Mesmo sendo um carro popular e considerado por muito um veículo ultrapassado, o fusca continuava sendo o “queridinho” da educadora. Tanto que ela foi contemplada com outros dois consórcios. Desta vez de carros bem melhores e mais modernos. Só que isso não foi o suficiente para ela abandonar seu xodó. “No segundo consórcio fui contemplada também na segunda parcela. Já o terceiro, na quarta prestação eu vendi o carro. Hoje, estou querendo entrar em mais um para adquirir um automóvel melhor. Será terei sorte mais uma vez?”, comenta.  

Assédio

Quem possui uma relíquia dessas sempre sofre com o assédio. No caso dela, será que ela sofreu desse mal?. “Uma vez um senhor me parou no trânsito e fez uma proposta. Disse que eu estava precisada de dinheiro. Só que não era verdade. Ele era apenas um dos milhares que queria comprar meu fusca a qualquer custo. Já me ofereceram muito dinheiro, só que não tive coragem de aceitar”, recorda.  

Quase 40 anos depois...

O tempo passa e também a sensação de desapego acompanha a vida. Talvez por nossa natureza ou tendências do mundo globalizado, que usa do materialismo para tem uma oportunidade de nos reciclar, isso pode produzir o chamado sofrimento da perca.

Para a filosofia oriental, na qual é um dos mais importantes ensinamentos, o desapego não é uma rejeição e sim uma liberdade que se sobressai quando deixamos de nos prender. Mas desapego é algo maior. É saber deixar para trás o que quer que seja sem sofrimento. Será?

O apego é visto muitas vezes como algo positivo, como se fosse sinal de cuidado. A preocupação com alguma situação é uma manifestação do apego. Tem gente que não se permite relaxar diante de algo que ainda não foi resolvido porque acha que isso seria uma forma de desleixo e, assim, não consegue se desapegar.

"O tempo de dizer adeus chegou e não estou arrependida", diz ela (Foto Arquivo Pessoal)
No caso de Mariete da Costa foram quase 40 anos tendo o fusca como seu fiel cúmplice.

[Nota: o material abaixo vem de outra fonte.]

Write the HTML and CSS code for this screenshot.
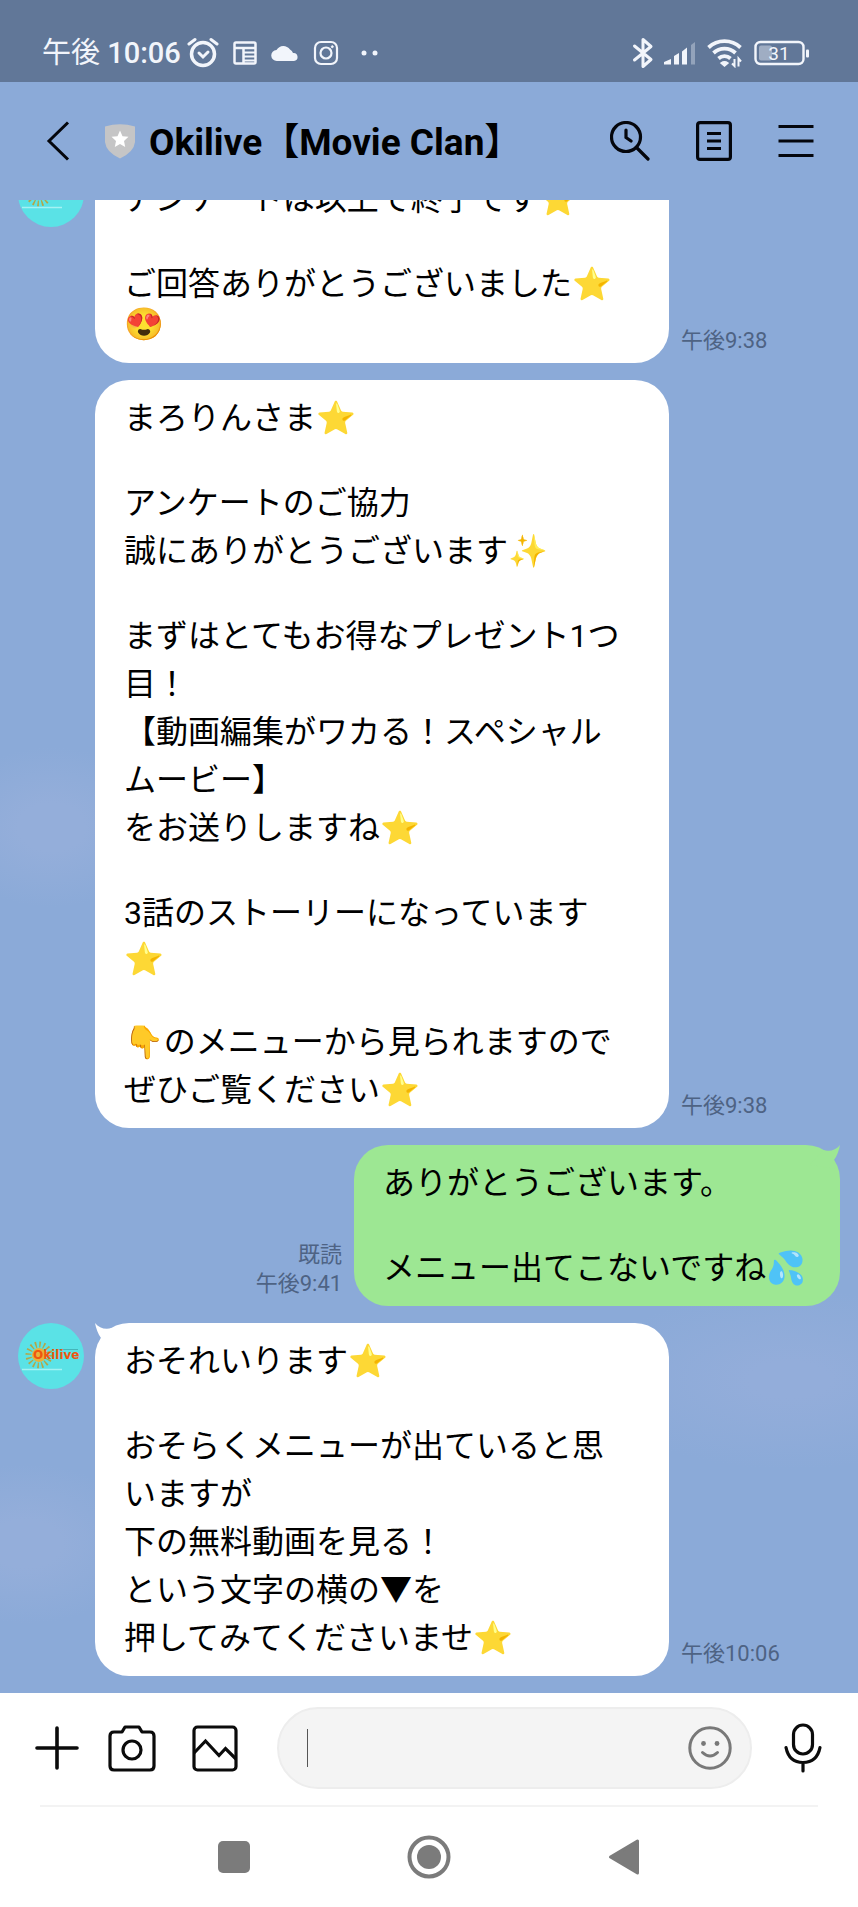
FILE: index.html
```html
<!DOCTYPE html>
<html lang="ja">
<head>
<meta charset="utf-8">
<meta name="viewport" content="width=device-width, initial-scale=1">
<title>Okilive【Movie Clan】</title>
<link rel="stylesheet" href="styles.css">
</head>
<body>
<svg class="defs" width="0" height="0" aria-hidden="true">
  <defs>
    <g id="avatar">
      <circle cx="33" cy="33" r="33" fill="#5ae2e6"/>
      <circle cx="21" cy="32" r="10.500" fill="none" stroke="#b5a645" stroke-width="6" stroke-dasharray="1.500 2.620"/>
      <circle cx="21" cy="32" r="7" fill="#e8b23a"/>
      <path d="M38 26.500H60" stroke="#45b5b8" stroke-width="1"/>
      <path d="M4 46.500H44" stroke="#a5f2f3" stroke-width="1.500"/>
      <text class="avatar-text" x="15" y="36">Okilive</text>
    </g>
  </defs>
</svg>
<div class="phone">
  <div class="status">
    <div class="status-left">
      <span class="clock">午後 <b>10:06</b></span>
      <svg class="alarm" width="32" height="32" viewBox="0 0 32 32" fill="none" stroke="#f2f5fb" stroke-width="3.500" stroke-linecap="round"><circle cx="16" cy="17" r="11.500"/><path d="M2 7L8 2.500M24 2.500L30 7" stroke-width="3"/><path d="M12 16l4 4 5-5" stroke-width="3"/></svg>
      <svg width="24" height="24" viewBox="0 0 24 24" fill="none" stroke="#f2f5fb" stroke-width="2.500"><rect x="1.500" y="1.500" width="21" height="21" rx="1.500"/><path d="M2 7H22M10.500 7V22" /><path d="M11 11.500H22M11 15.500H22M11 19.500H22" stroke-width="2"/></svg>
      <svg width="28" height="18" viewBox="0 0 28 18"><path d="M6 17a5.500 5.500 0 0 1-.5-11A8 8 0 0 1 19 5.500 6 6 0 0 1 22 9a4 4 0 0 1 1 8z" fill="#f2f5fb"/></svg>
      <svg width="26" height="26" viewBox="0 0 26 26" fill="none" stroke="#f2f5fb" stroke-width="2.200"><rect x="2" y="2" width="22" height="22" rx="6"/><circle cx="13" cy="13" r="5.500"/><circle cx="19.300" cy="6.700" r="1" fill="#f2f5fb" stroke-width="1"/></svg>
      <svg class="dots" width="18" height="8" viewBox="0 0 18 8" fill="#f2f5fb"><circle cx="3" cy="4" r="2.500"/><circle cx="14" cy="4" r="2.500"/></svg>
    </div>
    <div class="status-right">
      <svg width="22" height="32" viewBox="0 0 22 32" fill="none" stroke="#f2f5fb" stroke-width="3" stroke-linejoin="round" stroke-linecap="round"><path d="M2.500 9L19 22.500 11 29.500V2.500L19 9.500 2.500 23"/></svg>
      <svg width="32" height="24" viewBox="0 0 32 24" fill="#f2f5fb"><path d="M0 23.500V21l7-3v5.500zM10 23.500V15l5-3v11.500zM18 23.500V10.500l5-4v17z"/><path d="M27 23.500V4l4-3v22.500z" opacity=".35"/></svg>
      <svg width="38" height="30" viewBox="0 0 38 30" fill="none" stroke="#f2f5fb" stroke-width="3.800"><path d="M2.500 9.500a23.500 23.500 0 0 1 32 0M7.500 15a16 16 0 0 1 22 0M12.500 20.500a9 9 0 0 1 12 0"/><path d="M15 25q3.500-2.500 7 0l-3.500 3z" fill="#f2f5fb" stroke-width="1.500"/><path d="M28.500 21v7l-2.500-2.500M32.500 28.500v-8l2.500 3" stroke-width="2"/></svg>
      <svg width="56" height="26" viewBox="0 0 56 26"><rect x="1.500" y="2" width="48" height="22" rx="5" fill="none" stroke="#f2f5fb" stroke-width="2.400"/><rect x="5" y="5.500" width="13" height="15" rx="2" fill="#9fadc3"/><rect x="52" y="9.500" width="3" height="8" rx="1" fill="#f2f5fb"/><text class="battery" x="25" y="20">31</text></svg>
    </div>
  </div>

  <header class="header">
    <button class="icon-btn" aria-label="戻る"><svg width="24" height="40" viewBox="0 0 24 40" fill="none" stroke="#04060c" stroke-width="3"><path d="M22 1.500L3 20l19 18.500"/></svg></button>
    <svg class="shield" width="32" height="36" viewBox="0 0 32 36"><path d="M1 3.500Q16-1 31 3.500V19Q30 29 16 35.500 2 29 1 19z" fill="#c5c5c6"/><path d="M16 7.500l2.500 5.700 6 .6-4.500 4.100 1.200 6-5.200-3-5.200 3 1.200-6-4.500-4.100 6-.6z" fill="#fff"/></svg>
    <h1 class="title">Okilive【Movie Clan】</h1>
    <div class="actions">
      <button class="icon-btn" aria-label="検索"><svg width="40" height="40" viewBox="0 0 40 40" fill="none" stroke="#04060c" stroke-width="3.200" stroke-linecap="round"><circle cx="16" cy="16" r="14.500"/><path d="M26.500 26.500L38 38M16 9v7.500l5 3.500"/></svg></button>
      <button class="icon-btn" aria-label="ノート"><svg width="36" height="40" viewBox="0 0 36 40" fill="none" stroke="#04060c" stroke-width="3.200"><rect x="1.600" y="1.600" width="32.800" height="36.800" rx="2.500"/><path d="M11 12.500H25M11 20H25M11 27.500H25"/></svg></button>
      <button class="icon-btn" aria-label="メニュー"><svg width="36" height="40" viewBox="0 0 36 40" stroke="#04060c" stroke-width="3.200"><path d="M.5 5.500H35.500M.5 20H35.500M.5 34.500H35.500"/></svg></button>
    </div>
  </header>

  <main class="chat">
    <article class="msg">
      <svg class="avatar" width="66" height="66" viewBox="0 0 66 66" aria-hidden="true"><use href="#avatar"/></svg>
      <div class="bubble">
        <p>アンケートは以上で終了です⭐</p>
        <p class="blank"></p>
        <p>ご回答ありがとうございました⭐</p>
        <p class="emoji">😍</p>
      </div>
      <div class="meta"><time>午後9:38</time></div>
    </article>

    <article class="msg follow">
      <div class="bubble">
        <p>まろりんさま⭐</p>
        <p class="blank"></p>
        <p>アンケートのご協力</p>
        <p>誠にありがとうございます✨</p>
        <p class="blank"></p>
        <p>まずはとてもお得なプレゼント1つ目！</p>
        <p>【動画編集がワカる！スペシャル</p>
        <p>ムービー】</p>
        <p>をお送りしますね⭐</p>
        <p class="blank"></p>
        <p>3話のストーリーになっています</p>
        <p class="emoji">⭐</p>
        <p class="blank"></p>
        <p>👇のメニューから見られますので</p>
        <p>ぜひご覧ください⭐</p>
      </div>
      <div class="meta"><time>午後9:38</time></div>
    </article>

    <article class="msg own">
      <div class="meta"><span>既読</span><time>午後9:41</time></div>
      <div class="bubble">
        <svg class="tail" width="30" height="24" viewBox="0 0 30 24" aria-hidden="true"><path d="M30 0C26 5 20 7 13 5L0 20 27 24 24 15C27 11 29 5 30 0Z" fill="#9de793"/></svg>
        <p>ありがとうございます。</p>
        <p class="blank"></p>
        <p>メニュー出てこないですね💦</p>
      </div>
    </article>

    <article class="msg">
      <svg class="avatar" width="66" height="66" viewBox="0 0 66 66" role="img" aria-label="Okilive"><use href="#avatar"/></svg>
      <div class="bubble">
        <svg class="tail" width="30" height="24" viewBox="0 0 30 24" aria-hidden="true"><path d="M0 0C4 5 10 7 17 5L30 20 3 24 6 15C3 11 1 5 0 0Z" fill="#fff"/></svg>
        <p>おそれいります⭐</p>
        <p class="blank"></p>
        <p>おそらくメニューが出ていると思いますが</p>
        <p>下の無料動画を見る！</p>
        <p>という文字の横の▼を</p>
        <p>押してみてくださいませ⭐</p>
      </div>
      <div class="meta"><time>午後10:06</time></div>
    </article>
  </main>

  <form class="composer">
    <button type="button" class="icon-btn" aria-label="追加"><svg width="44" height="48" viewBox="0 0 44 48" stroke="#0b0b0b" stroke-width="3.600" stroke-linecap="round"><path d="M2 24H42M22 4V44"/></svg></button>
    <button type="button" class="icon-btn camera" aria-label="カメラ"><svg width="48" height="48" viewBox="0 0 48 48" fill="none" stroke="#0b0b0b" stroke-width="3.200" stroke-linejoin="round"><path d="M2 12Q2 8 6 8H14L17 3H31L34 8H42Q46 8 46 12V42Q46 46 42 46H6Q2 46 2 42Z"/><circle cx="24" cy="26" r="9"/></svg></button>
    <button type="button" class="icon-btn photo" aria-label="写真"><svg width="46" height="48" viewBox="0 0 46 48" fill="none" stroke="#0b0b0b" stroke-width="3.200"><rect x="2" y="3" width="42" height="43" rx="3.500"/><path d="M2 29L13.500 17 27 31.500 33.500 24.500 44 35"/></svg></button>
    <div class="field">
      <input class="input" type="text" aria-label="メッセージを入力">
      <span class="caret"></span>
      <button type="button" class="icon-btn" aria-label="スタンプ"><svg width="44" height="44" viewBox="0 0 44 44" fill="none" stroke="#787878" stroke-width="3" stroke-linecap="round"><circle cx="22" cy="22" r="20.200"/><path d="M14.500 26.500q7.500 7 15 0"/><circle cx="15.500" cy="17.500" r="2.400" fill="#787878" stroke="none"/><circle cx="29" cy="17.500" r="2.400" fill="#787878" stroke="none"/></svg></button>
    </div>
    <button type="button" class="icon-btn" aria-label="音声"><svg width="38" height="50" viewBox="0 0 38 50" fill="none" stroke="#0b0b0b" stroke-width="3.200" stroke-linecap="round"><rect x="9.500" y="2" width="19" height="29" rx="9.500"/><path d="M2 24.500Q5 39.500 19 39.500T36 24.500M19 40V48"/></svg></button>
  </form>

  <nav class="nav">
    <button class="icon-btn" aria-label="履歴"><svg width="44" height="44" viewBox="0 0 44 44"><rect x="6" y="6" width="32" height="32" rx="5" fill="#7b7b7b"/></svg></button>
    <button class="icon-btn" aria-label="ホーム"><svg width="44" height="44" viewBox="0 0 44 44"><circle cx="22" cy="22" r="19.500" fill="none" stroke="#7b7b7b" stroke-width="4"/><circle cx="22" cy="22" r="12" fill="#7b7b7b"/></svg></button>
    <button class="icon-btn" aria-label="戻る"><svg width="44" height="44" viewBox="0 0 44 44"><path d="M8.500 22L35.500 6V38Z" fill="#7b7b7b" stroke="#7b7b7b" stroke-width="3" stroke-linejoin="round"/></svg></button>
  </nav>
</div>
</body>
</html>
```

FILE: styles.css
```css
* { box-sizing: border-box; }

body {
  margin: 0;
  font-family: Roboto, "Noto Sans CJK JP", "Noto Color Emoji", sans-serif;
  color: #000;
  background: #fff;
}

.defs { position: absolute; }

svg { display: block; flex: none; }

.phone {
  display: flex;
  flex-direction: column;
  height: 100vh;
  overflow: hidden;
}

.icon-btn {
  flex: none;
  padding: 0;
  border: 0;
  background: none;
}

/* Status bar */
.status {
  flex: none;
  display: flex;
  justify-content: space-between;
  align-items: center;
  height: 82px;
  padding: 24px 48px 0 42px;
  background: #617798;
  color: #f2f5fb;
}

.status-left { display: flex; align-items: center; gap: 14px; }
.status-right { display: flex; align-items: center; gap: 10px; }
.clock { font-size: 29px; line-height: 36px; white-space: nowrap; }
.clock b { font-weight: 500; }
.alarm { margin-left: -8px; }
.dots { margin-left: 8px; }
.battery { font-size: 19px; font-family: Roboto, sans-serif; fill: #f2f5fb; text-anchor: middle; }

/* Header */
.header {
  flex: none;
  display: flex;
  align-items: center;
  height: 118px;
  padding: 0 44px 0 46px;
  background: #8baad8;
}

.shield { margin: 0 13px 0 34px; }

.title {
  flex: 1;
  margin: 0;
  padding-top: 4px;
  font-size: 37px;
  line-height: 48px;
  font-weight: 700;
  white-space: nowrap;
}

.actions { display: flex; gap: 46px; }

/* Conversation */
.chat {
  flex: 1;
  min-height: 0;
  display: flex;
  flex-direction: column;
  justify-content: flex-end;
  gap: 17px;
  padding: 0 18px 17px;
  overflow: hidden;
  background:
    radial-gradient(ellipse 110px 80px at 6% 42%, #94aeda 30%, transparent 100%),
    radial-gradient(ellipse 120px 80px at 3% 90%, #94aeda 30%, transparent 100%),
    radial-gradient(ellipse 200px 90px at 92% 79%, #93adda 20%, transparent 100%),
    #8baad8;
}

.msg { flex: none; display: flex; }
.avatar { margin-right: 11px; }
.avatar-text { font: 700 12px "DejaVu Sans", sans-serif; fill: #f0560f; }
.follow { padding-left: 77px; }
.own { justify-content: flex-end; }

.bubble {
  position: relative;
  flex: 0 1 574px;
  padding: 14px 34px 14px 29px;
  border-radius: 34px;
  background: #fff;
  font-size: 32px;
  line-height: 48px;
}

.own .bubble { flex: 0 1 auto; background: #9de793; }

.bubble p { margin: 0; min-height: 48px; }
.bubble .blank { min-height: 37px; }
.bubble .emoji { min-height: 44px; line-height: 44px; }
.bubble .emoji:last-child { min-height: 41px; line-height: 32px; }

.tail { position: absolute; top: 0; left: 0; }
.own .tail { left: auto; right: 0; }

.meta {
  display: flex;
  flex-direction: column;
  justify-content: flex-end;
  padding: 0 12px 8px;
  font-size: 22px;
  line-height: 29px;
  color: #4e6384;
  white-space: nowrap;
}

.own .meta { align-items: flex-end; }

/* Composer */
.composer {
  flex: none;
  display: flex;
  align-items: center;
  height: 112px;
  margin: 0;
  padding: 0 36px 2px 35px;
}

.camera { margin-left: 29px; }
.photo { margin: 0 39px 0 36px; }

.field {
  position: relative;
  flex: 1;
  min-width: 0;
  display: flex;
  align-items: center;
  height: 82px;
  margin-right: 32px;
  padding: 0 18px 0 30px;
  border: 2px solid #ededed;
  border-radius: 41px;
  background: #f4f4f4;
}

.input {
  flex: 1;
  min-width: 0;
  height: 48px;
  padding: 0;
  border: 0;
  outline: 0;
  background: none;
  font: inherit;
  font-size: 32px;
}

.caret { position: absolute; left: 28px; width: 1px; height: 38px; background: #555; }

/* System navigation */
.nav {
  flex: none;
  display: flex;
  justify-content: center;
  align-items: center;
  gap: 151px;
  height: 102px;
  margin: 0 40px;
  border-top: 2px solid #f3f3f3;
}
```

Mas, no inicio desse ano o amarelinho foi vendido por uma quantia razoável na tabela econômica do mercado automobilístico. Porém, se desfazer dele não foi tarefa fácil.

No final do ano passado quem passava na frente da sua casa avistada o fusca amarelo, mas, poucos dias depois a garagem estava completamente vazia.

“Todo mundo diz que o fusca é a minha cara. Ele passou a ser um símbolo da minha vida. Sei lá, acho que não sou muito apegada aos bens. Talvez ele fosse o bem que mais me apeguei na vida. Antes de passar a diante ao novo dono, o máximo que pude fazer foi dar a última volta e fazer umas fotos”, comenta Mariete visivelmente emocionada, porém, com um semblante firme.

Desapegar-se significa ficar em paz, mesmo enquanto acontece algo que desejaríamos que fosse diferente ou enquanto algo não foi resolvido. Bom ainda é pode até parecer cedo, afinal, é possível contar nos dedos os dias em que ela “desapegou do seu fusca”. Para começar 2016 com essa mentalidade, ela faz questão de deixar seu recado.


“Não adianta a gente se apegar. A gente morre, e tudo fica aí. Podemos ter rios de dinheiro. Eu não me arrependi do fusca. Sou grata pela ajuda que me deu quando minha mãe precisou, quando cursava a faculdade ou ia para o trabalho nele. O tempo de dizer adeus chegou e não estou arrependida”, finaliza.